For the proper enforcement of the legislative
enactments mentioned above, machinery both official and
non-official, is provided. The non-official machinery is provided by
the Maharashtra State Probation and After-care Association, Poona,
with a net-work of affiliated bodies called the District Probation
and After-care Associations which are actively functioning in more
than a dozen districts of the State. These associations provide "
remand homes " and " after-care hostels " and also employ probation
officers to make enquiries regarding the home conditions and
antecedents of children as also to supervise the young persons
released either directly by courts or on licence from certified
schools and the Borstal School, Dharwar. As regards offenders dealt
with under the Probation of Offenders Act, the work of the District
Association consists of only in making preliminary enquiries
regarding the cases of alleged offenders referred to them and in
carrying on, in selected areas, supervision of offenders released on
probation.
The official agency is the Juvenile and Beggars
Department. Until 1934, the Juvenile Department, as it was then
known, was controlled by the Education Department, but from April
1934, it was attached to the Backward Class Department under the
control of the Home Department. The Backward Class Officer was
designated as Chief Inspector of Certified Schools. In March 1946,
the administration of the Bombay Beggars Act (XXIII of 1945), was
added to the duties of the Backward Class Officer. As work increased
and the Backward Class Officer could not be expected to devote much
attention to the expansion of work under the social laws relating to
children, from the Juvenile Branch, the Maharashtra State Probation
and Aftercare Association, and the Beggars Branch were divorced from
the control of the Backward Class Officer from June, 1947 and these
three branches were constituted into a separate department called "
the Juveniles and Beggars Department" under a full-time Chief
Inspector of Certified Schools and Chief Inspector of Certified
Institutions. This Officer is under the control of the Labour and
Social Welfare Department of the Secretariat so far as the
administration of the Children Act and the Bombay Beggars Act is
concerned. The Home Department of the Secretariat, which deals with
the Probation of Offenders Act, guides and controls his activities
in relation to that Act.
So far as the Kolhapur District is concerned, the
Beggars Act has not yet been applied to any part of it. There are no
institutions for beggars either run by Government or certified under
the Act in the District of Kolhapur.
The Children Act was applied in 1949 to the area
comprised in the District of Kolhapur.
A probation officer of the Government cadre is
deputed by the Chief Inspector of Certified Schools to the district
Probation and After-Care Association, Kolhapur. He has to assist the
Juvenile Court Magistrate in disposing of the cases under the Bombay
Children Act. He has to work as Superintendent of Remand Home and
also to attend to the routine work of the Association.

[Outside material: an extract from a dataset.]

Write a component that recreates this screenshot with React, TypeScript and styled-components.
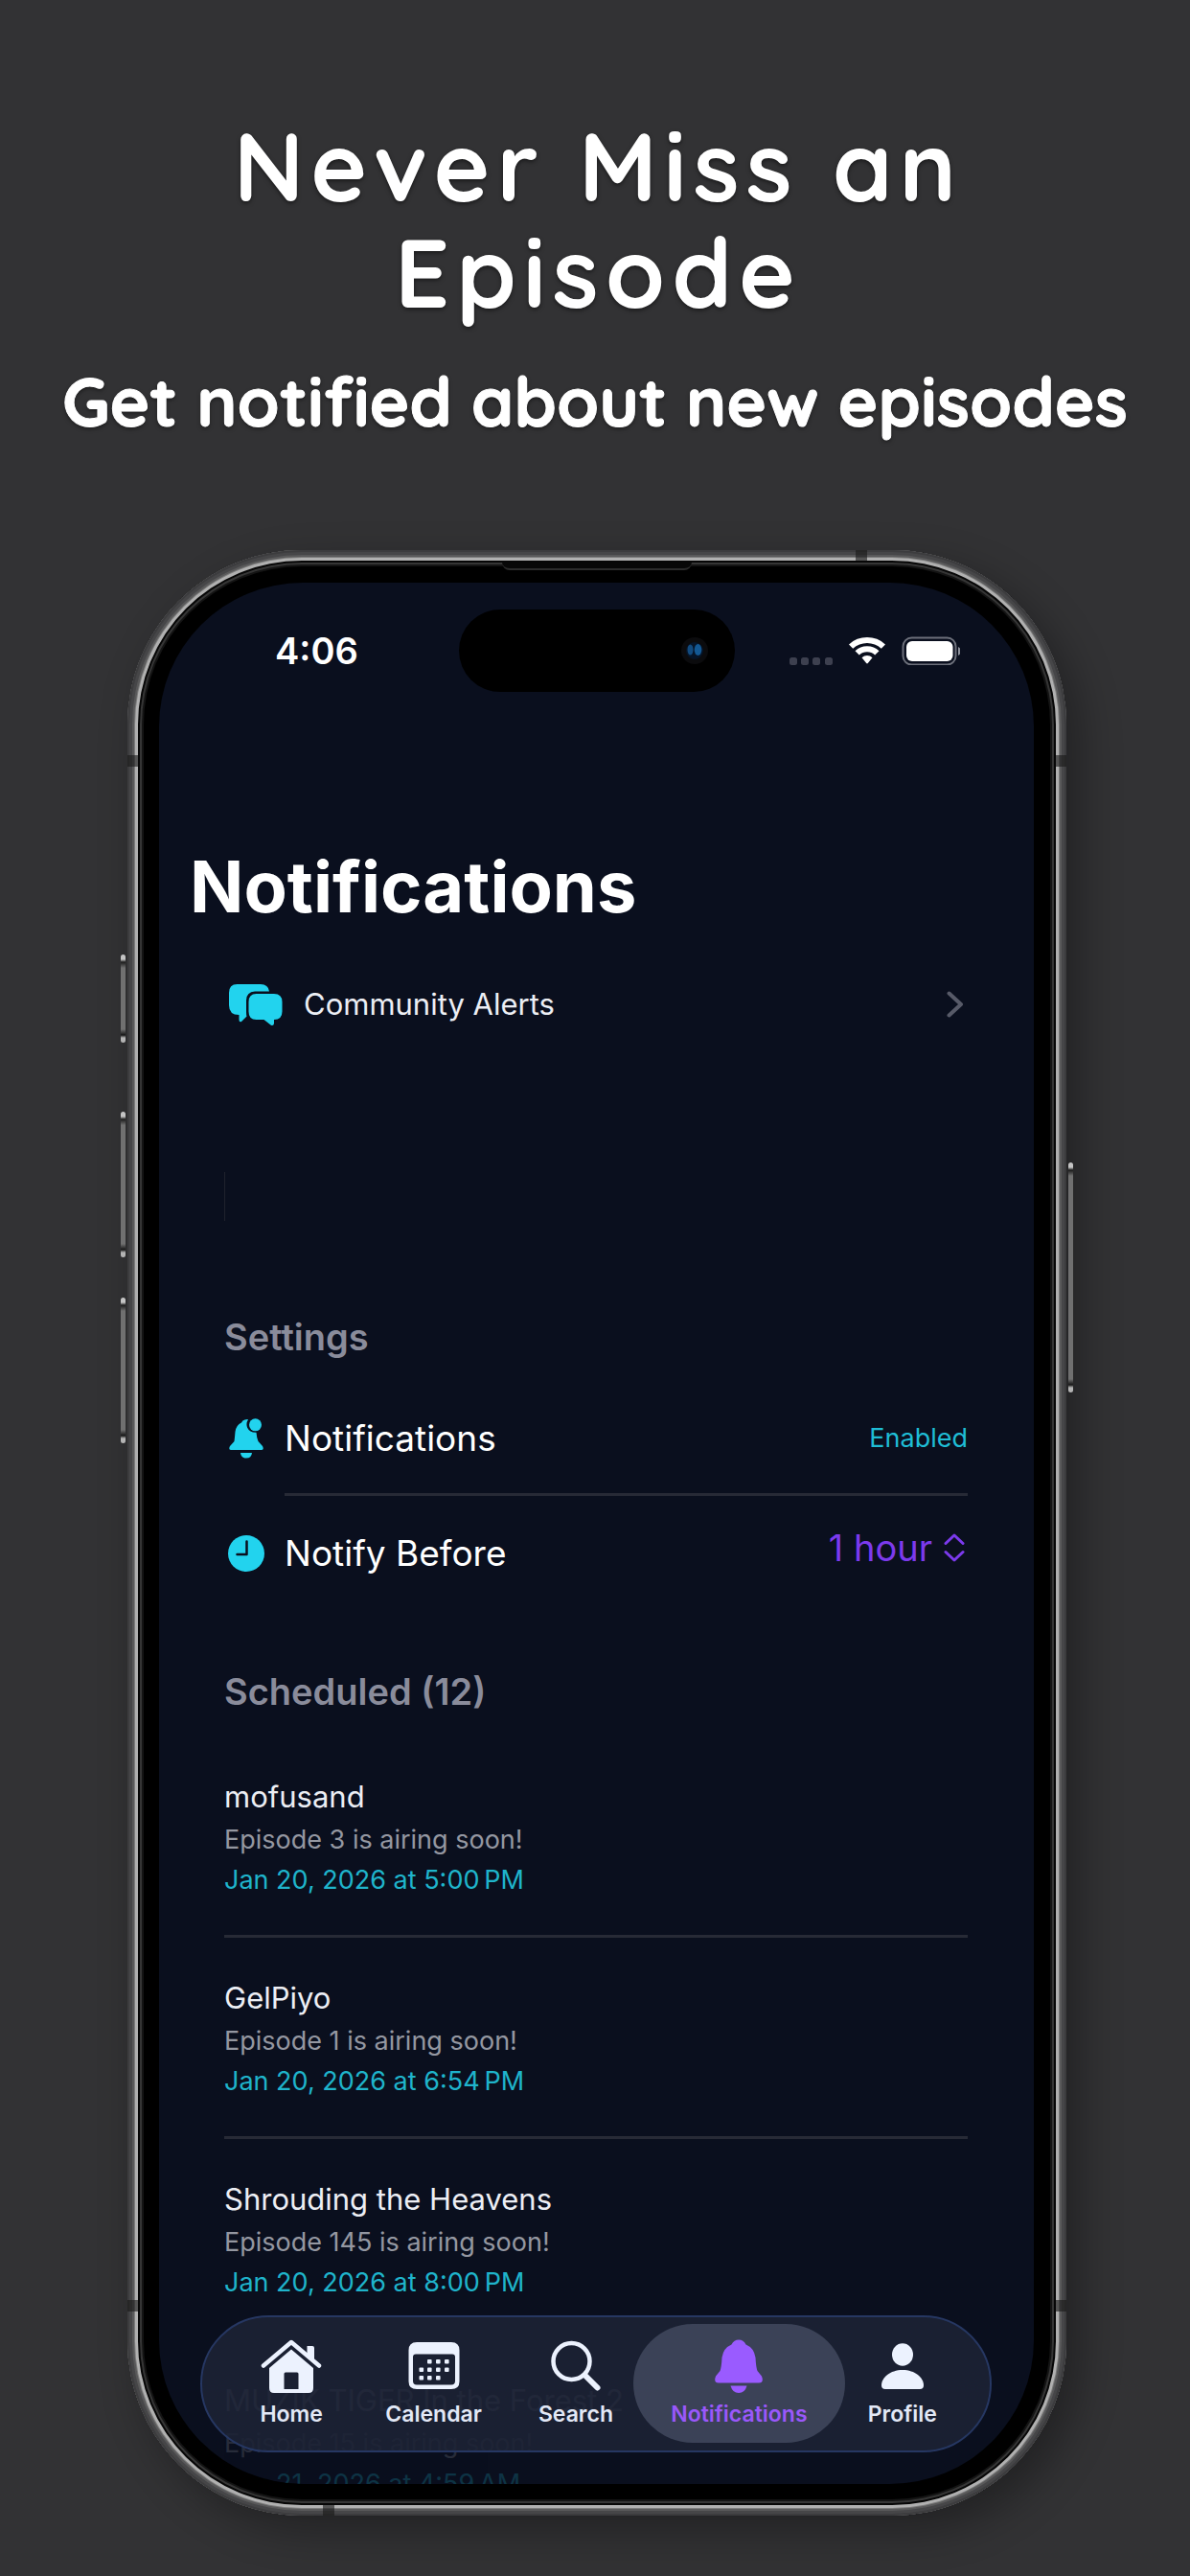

The duties of probation officers are-
(1) to study the children that are brought before
the Juvenile Court and to submit reports regarding them to the court
suggesting a treatment programme;
(2) to supervise the children placed under their
supervision by the Juvenile Court;
(3) to conduct inquiries regarding applications
received by the Juvenile Court;
(4) to conduct the inquiries referred to the
District Probation and After-Care Association by other institutions
in respect of children and beggars;
(5) to conduct inquiries regarding children proposed
to be released on licence from different certified schools and the
Borstal School, Dharwar, and to supervise such children as are
released on licence;
(6) to conduct inquiries and supervision work under
the Probation of Offenders Act; and
(7) to do propaganda work to further the objects of
the legislation relating to children and youthful offenders.
Although the Act contemplates the establishment of a
separate Juvenile Court in each district, no full-time Magistrate as
yet has been appointed for Kolhapur. The local Judicial Magistrate,
First Class, at Kolhapur works as the Presiding Officer of the
Juvenile Court. The Juvenile Court is held once a week in the Remand
Home to dispose of cases under the Bombay Children Act. One or two
lady honorary magistrates advise the Presiding Officer of the
Juvenile Court in respect of the disposal of cases under trial.
There is a Remand Home for Boys in Kolhapur near the
Padmala Corner run by the District Probation and After-Care
Association. The District Association has its own new buildings for
Remand Home for boys only. Girls are remanded in the Karvir
Anathashram (Anath Mahilashram), Kolhapur.
Certified Schools.
There are no Certified Schools in the Kolhapur
District. '
Fit Person Institutions.
There are following four Fit Person Institutions in
this district: -
(1) Hindu Kanya Chhatralaya, Kolhapur.
(2) Mahatma Gandhi Vasatigriha, Camp Rukadi,
District Kolhapur.
(3) Anath Mahilashram, Kolhapur.
(4) Shri Swami Vivekanand Shikshan Samstha, Juna
Budhwar Kolhapur.
Habitual Offenders Restriction Act.
There is no After-Care hostel run by the District
Probation and After-Care Association.
The Chief Inspector of Certified Institutions is
also the Reclamation Officer, Maharashtra State. The two settlements
Habitual viz., (1) Industrial and Agricultural Settlement, Bijapur
and Offenders (2) Industrial and Agricultural Settlement, Khanapur,
have Restriction been transferred to the Mysore State on account of
the States Reorganisation.
Unlike the Criminal Tribes Act, which has been
repealed, the Habitual Offenders Restriction Act is made applicable
to persons of all castes and communities alike and restrictions are
imposed only after judicial enquiry as prescribed under the Act.